An examplew with POST:

POST http://localhost:8000/api/1.0/dataset/[slug]/data/

{
    "data": [
        "column A value",
        "column B value",
        "column C value"
    ],
    "external_id": "123456"
}

An example with PUT:

PUT http://localhost:8000/api/1.0/dataset/[slug]/data/123456/

{
    "data": [
        "new column A value",
        "new column B value",
        "new column C value"
    ]
}

Bulk create and update

To create or update objects in bulk you may PUT an array of objects to the list endpoint. Any object with a matching external_id will be deleted and then new objects will be created. The body of the request should be formatted like:

{
    "objects": [
        {
            "data": [
                "column A value",
                "column B value",
                "column C value"
            ],
            "external_id": "1"
        },
        {
            "data": [
                "column A value",
                "column B value",
                "column C value"
            ],
            "external_id": "2"
        }
    ]
}

Delete

To delete an object send a DELETE request to its detail url. The body of the request should be empty:

DELETE http://localhost:8000/api/1.0/dataset/[slug]/data/[external_id]/

Delete all data from a dataset

In addition to deleting individual objects, its possible to delete all Data within a Dataset, by sending a DELETE request to the root per-dataset data endpoint. The body of the request should be empty.
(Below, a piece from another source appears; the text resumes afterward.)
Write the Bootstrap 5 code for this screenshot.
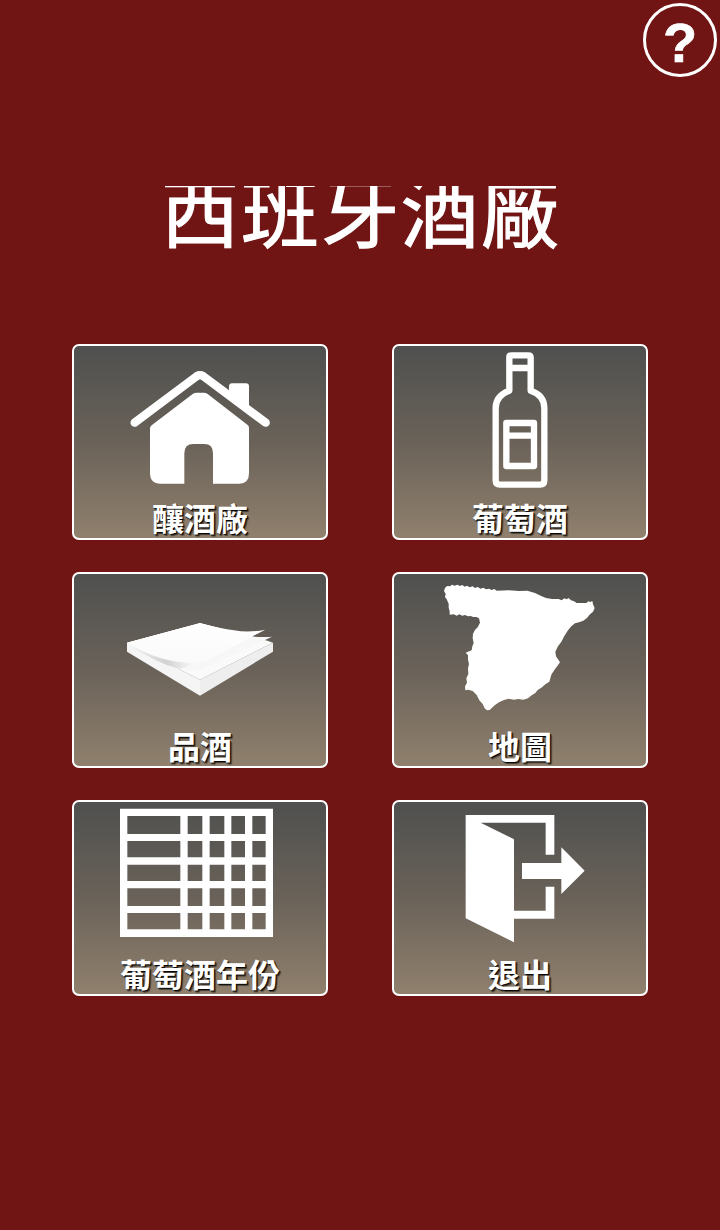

DELETE http://localhost:8000/api/1.0/dataset/[slug]/data/

Exporting global search results

You may export any set of search results to a zip file by passing export=true in the querystring. The limit, offset, group_limit and group_offset parameters will be ignored for export.

This is an asynchronous operation which will return success or failure based on whether the export task was queued. Use the Task API to check its status or the Export API to retrieve the results.